### Task details
Answer with one number: how many lines have "components".
::::
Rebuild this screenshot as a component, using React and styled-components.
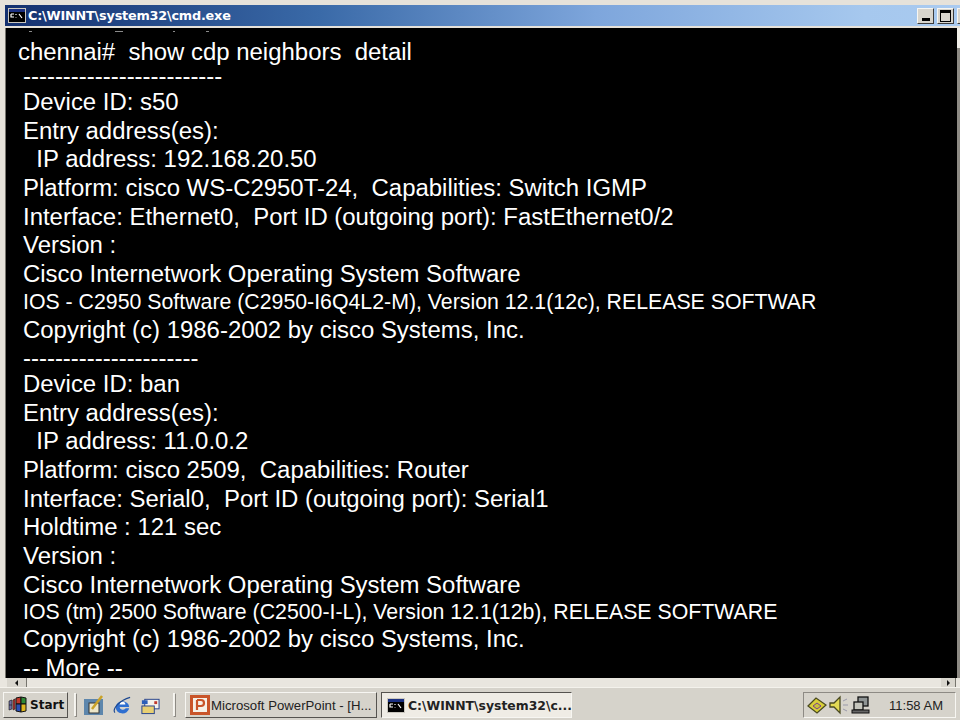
import React from 'react';
import styled, { createGlobalStyle } from 'styled-components';

const Global = createGlobalStyle`
  html, body { margin: 0; padding: 0; background: #d8d4cc; }
  #root { width: 960px; height: 720px; overflow: hidden; }
`;

const Desktop = styled.div`
  width: 960px;
  height: 720px;
  overflow: hidden;
  display: flex;
  flex-direction: column;
  background: #d6d3cb;
  font-family: "Liberation Sans", Arial, sans-serif;
`;

const Window = styled.div`
  height: 687px;
  flex: none;
  display: flex;
  flex-direction: column;
  background: #e6e2da;
  padding-top: 5px;
  box-sizing: border-box;
`;

const TitleBar = styled.div`
  height: 21px;
  flex: none;
  margin-left: 5px;
  padding-left: 3px;
  display: flex;
  align-items: center;
  gap: 2px;
  overflow: hidden;
  background: linear-gradient(90deg, #14306f 0%, #3a6aa8 33%, #7ea6dc 62%, #a6c8ee 90%, #a9caf0 100%);
`;

const TitleIcon = styled.svg`
  width: 18px;
  height: 15px;
  flex: none;
`;

const TitleText = styled.span`
  flex: 1;
  font-family: "DejaVu Sans", Verdana, sans-serif;
  font-weight: 700;
  font-size: 12.8px;
  letter-spacing: -0.2px;
  color: #fff;
`;

const WinButton = styled.div`
  width: 17px;
  height: 16px;
  flex: none;
  box-sizing: border-box;
  margin-left: 1px;
  margin-right: ${p => (p.$cut ? -14 : 0)}px;
  background: #d8d5cd;
  border: 1px solid;
  border-color: #f7f6f2 #3c3c3c #3c3c3c #f7f6f2;
  display: flex;
  align-items: center;
  justify-content: center;
`;

const MinGlyph = styled.div`
  width: 8px;
  height: 3px;
  background: #000;
  margin-top: 8px;
`;

const MaxGlyph = styled.div`
  width: 9px;
  height: 8px;
  border: 1px solid #000;
  border-top-width: 3px;
`;

const Body = styled.div`
  flex: 1;
  display: flex;
  min-height: 0;
  margin-top: 2px;
`;

const LeftEdge = styled.div`
  width: 5px;
  flex: none;
  background: #e6e2da;
  border-right: 1px solid #77756e;
`;

const Console = styled.div`
  flex: 1;
  background: #000;
  color: #fff;
  padding-left: 12px;
`;

const Specks = styled.div`
  height: 12px;
  display: flex;
  align-items: flex-start;
  margin-top: 3px;
  margin-bottom: -3px;
`;

const Speck = styled.i`
  display: block;
  width: ${p => p.$w}px;
  height: 1px;
  margin-left: ${p => p.$left}px;
  background: #8b8b8b;
`;

const Line = styled.div`
  white-space: pre;
  height: ${p => p.$h || 28.7}px;
  line-height: ${p => p.$h || 28.7}px;
  margin-top: ${p => p.$top || 0}px;
  font-size: ${p => (p.$small ? 21.3 : 23.95)}px;
  padding-left: ${p => (p.$head ? 0 : 5)}px;
`;

const RightEdge = styled.div`
  width: 3px;
  flex: none;
  background: linear-gradient(180deg, #f2f0ea 0 20px, #8d8a84 20px 100%);
`;

const Strip = styled.div`
  height: 9px;
  flex: none;
  display: flex;
  justify-content: space-between;
  background: #e9e6df;
  padding: 0 4px 0 7px;
`;

const ScrollCap = styled.div`
  width: ${p => p.$w}px;
  display: flex;
  align-items: center;
  justify-content: center;
  background: #d8d5cd;
  border-right: 1px solid #77756e;
`;

const Arrow = styled.div`
  width: 0;
  height: 0;
  border-top: 3px solid transparent;
  border-bottom: 3px solid transparent;
  border-right: ${p => (p.$right ? 'none' : '3px solid #111')};
  border-left: ${p => (p.$right ? '3px solid #111' : 'none')};
`;

const TaskBar = styled.div`
  flex: 1;
  display: flex;
  align-items: center;
  padding: 2px 4px 0 3px;
  background: #d6d3cb;
  border-top: 1px solid #f4f2ec;
`;

const StartButton = styled.div`
  width: 65px;
  height: 26px;
  flex: none;
  display: flex;
  align-items: center;
  gap: 2px;
  padding-left: 4px;
  box-sizing: border-box;
  border: 1px solid;
  border-color: #f7f6f2 #55534f #55534f #f7f6f2;
  font-family: "DejaVu Sans", sans-serif;
  font-weight: 700;
  font-size: 12px;
  color: #111;
`;

const Divider = styled.div`
  width: 1px;
  height: 22px;
  flex: none;
  margin: 0 ${p => p.$after}px 0 ${p => p.$before}px;
  background: #f2f0ea;
  border: 1px solid;
  border-color: #f7f6f2 #8d8a84 #8d8a84 #f7f6f2;
`;

const Quick = styled.div`
  display: flex;
  align-items: center;
  gap: 8px;
`;

const QuickIcon = styled.svg`
  width: 20px;
  height: 21px;
  flex: none;
`;

const TaskButton = styled.div`
  width: ${p => p.$w}px;
  height: 26px;
  flex: none;
  box-sizing: border-box;
  display: flex;
  align-items: center;
  gap: ${p => (p.$active ? 3 : 1)}px;
  padding: 0 2px 0 ${p => (p.$active ? 5 : 4)}px;
  margin-right: 4px;
  white-space: nowrap;
  color: #222;
  border: 1px solid;
  border-color: ${p => (p.$active ? '#55534f #f7f6f2 #f7f6f2 #55534f' : '#f7f6f2 #55534f #55534f #f7f6f2')};
  background: ${p => (p.$active ? '#efece5' : '#d6d3cb')};
  font-family: ${p => (p.$active ? '"DejaVu Sans", sans-serif' : '"Liberation Sans", sans-serif')};
  font-weight: ${p => (p.$active ? 700 : 400)};
  font-size: ${p => (p.$active ? 12.4 : 13.2)}px;
`;

const Spacer = styled.div`
  flex: 1;
`;

const Tray = styled.div`
  width: 153px;
  height: 26px;
  flex: none;
  box-sizing: border-box;
  display: flex;
  align-items: center;
  gap: 2px;
  padding-left: 3px;
  border: 1px solid;
  border-color: #8d8a84 #f7f6f2 #f7f6f2 #8d8a84;
  font-size: 13px;
  color: #222;
`;

const TrayIcon = styled.svg`
  width: 20px;
  height: 20px;
  flex: none;
`;

const Clock = styled.span`
  margin-left: auto;
  margin-right: 12px;
`;

const lines = [
  { t: 'chennai#  show cdp neighbors  detail', head: true, h: 24 },
  { t: '-------------------------', h: 24 },
  { t: 'Device ID: s50' },
  { t: 'Entry address(es):' },
  { t: '  IP address: 192.168.20.50' },
  { t: 'Platform: cisco WS-C2950T-24,  Capabilities: Switch IGMP' },
  { t: 'Interface: Ethernet0,  Port ID (outgoing port): FastEthernet0/2' },
  { t: 'Version :' },
  { t: 'Cisco Internetwork Operating System Software' },
  { t: 'IOS - C2950 Software (C2950-I6Q4L2-M), Version 12.1(12c), RELEASE SOFTWAR', small: true, h: 26 },
  { t: 'Copyright (c) 1986-2002 by cisco Systems, Inc.', h: 30 },
  { t: '----------------------', h: 25 },
  { t: 'Device ID: ban' },
  { t: 'Entry address(es):' },
  { t: '  IP address: 11.0.0.2' },
  { t: 'Platform: cisco 2509,  Capabilities: Router' },
  { t: 'Interface: Serial0,  Port ID (outgoing port): Serial1' },
  { t: 'Holdtime : 121 sec' },
  { t: 'Version :' },
  { t: 'Cisco Internetwork Operating System Software' },
  { t: 'IOS (tm) 2500 Software (C2500-I-L), Version 12.1(12b), RELEASE SOFTWARE', small: true, h: 26 },
  { t: 'Copyright (c) 1986-2002 by cisco Systems, Inc.', h: 28.5 },
  { t: '-- More --', h: 20, top: 4 },
];

function CmdIcon() {
  return (
    <TitleIcon viewBox="0 0 18 15">
      <rect width="18" height="15" fill="#c9c6be" />
      <rect x="1" y="1" width="16" height="3" fill="#1a2f80" />
      <rect x="1" y="4" width="16" height="10" fill="#000" />
      <path d="M3 6H6M3 6V9H6M8 6V7M8 9V9.500M11 6L14 10" stroke="#fff" strokeWidth="1.200" fill="none" />
    </TitleIcon>
  );
}

export default function App() {
  return (
    <Desktop>
      <Global />
      <Window>
        <TitleBar>
          <CmdIcon />
          <TitleText>C:\WINNT\system32\cmd.exe</TitleText>
          <WinButton><MinGlyph /></WinButton>
          <WinButton><MaxGlyph /></WinButton>
          <WinButton $cut />
        </TitleBar>
        <Body>
          <LeftEdge />
          <Console>
            <Specks>
              <Speck $left={11} $w={3} />
              <Speck $left={83} $w={8} />
              <Speck $left={50} $w={2} />
              <Speck $left={31} $w={3} />
            </Specks>
            {lines.map((l, i) => (
              <Line key={i} $small={l.small} $head={l.head} $h={l.h} $top={l.top}>{l.t}</Line>
            ))}
          </Console>
          <RightEdge />
        </Body>
        <Strip>
          <ScrollCap $w={19}><Arrow /></ScrollCap>
          <ScrollCap $w={14}><Arrow $right /></ScrollCap>
        </Strip>
      </Window>
      <TaskBar>
        <StartButton>
          <svg width="20" height="18" viewBox="0 0 20 18">
            <path d="M1 5l3-1v9l-3 1zM1 9h3" fill="#6d6da0" stroke="#111" strokeWidth=".6" />
            <path d="M5 4l2-1v10l-2 1z" fill="#c03b3b" stroke="#111" strokeWidth=".6" />
            <path d="M8 2l5-1v7H8z" fill="#c0392b" stroke="#111" />
            <path d="M13 1l5 1v6h-5z" fill="#2f8a35" stroke="#111" />
            <path d="M8 8h5v8l-5-1z" fill="#2c4fb5" stroke="#111" />
            <path d="M13 8h5v7l-5 1z" fill="#e0b71f" stroke="#111" />
          </svg>
          Start
        </StartButton>
        <Divider $before={6} $after={7} />
        <Quick>
          <QuickIcon viewBox="0 0 20 21">
            <rect x="0" y="4" width="19" height="16" fill="#5d86ac" />
            <rect x="5" y="8" width="10" height="10" fill="#ece6c8" stroke="#333" />
            <path d="M8 14L18 1" stroke="#c9a227" strokeWidth="2.500" />
          </QuickIcon>
          <QuickIcon viewBox="0 0 21 21">
            <path d="M4 12a7 6 0 1 1 14 0H8a3.500 3 0 0 0 6.500 1.500h3.500A7 6 0 0 1 4 12z" fill="#2f6fd0" />
            <path d="M8 9.500h6a3 3 0 0 0-6 0z" fill="#fff" />
            <path d="M3 18C0 14 8 5 19 2" stroke="#1c478f" strokeWidth="1.200" fill="none" />
          </QuickIcon>
          <QuickIcon viewBox="0 0 21 21">
            <rect x="5" y="4" width="15" height="10" fill="#f4f2ea" stroke="#24408a" />
            <rect x="2" y="11" width="13" height="8" fill="#e8cf72" stroke="#24408a" />
            <path d="M2 5h6v4H2z" fill="#2c5fb8" />
            <rect x="15" y="6" width="3" height="3" fill="#c0392b" />
          </QuickIcon>
        </Quick>
        <Divider $before={13} $after={9} />
        <TaskButton $w={192}>
          <svg width="20" height="20" viewBox="0 0 20 20" style={{ flex: 'none' }}>
            <rect width="20" height="20" fill="#c9552a" />
            <rect x="3" y="3" width="14" height="14" fill="#f6f1e8" />
            <path d="M7 5v10M7 5h4a3 3 0 0 1 0 6H7" stroke="#c9552a" strokeWidth="2.200" fill="none" />
          </svg>
          Microsoft PowerPoint - [H...
        </TaskButton>
        <TaskButton $w={191} $active>
          <CmdIcon />
          C:\WINNT\system32\c...
        </TaskButton>
        <Spacer />
        <Tray>
          <TrayIcon viewBox="0 0 20 20">
            <path d="M1 11L9 3l10 7-9 8z" fill="#d8cf3a" stroke="#4a4a20" strokeWidth="1.300" />
            <path d="M6 11l4-3 4 3-4 3z" fill="#c9c23a" stroke="#7a3f8f" />
          </TrayIcon>
          <TrayIcon viewBox="0 0 20 20">
            <path d="M1 8h4l6-6v16l-6-6H1z" fill="#e3da55" stroke="#4a4a20" strokeWidth="1.300" />
            <path d="M14 6l4-2M14 10h5M14 14l4 2" stroke="#99a" strokeWidth="1" />
          </TrayIcon>
          <TrayIcon viewBox="0 0 20 20">
            <rect x="7" y="2" width="10" height="9" fill="#8f9494" stroke="#111" strokeWidth="1.300" />
            <rect x="3" y="7" width="9" height="8" fill="#c5c5bc" stroke="#111" strokeWidth="1.300" />
            <rect x="1" y="15" width="17" height="3" fill="#666" stroke="#111" />
          </TrayIcon>
          <Clock>11:58 AM</Clock>
        </Tray>
      </TaskBar>
    </Desktop>
  );
}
::::
### Written answer
2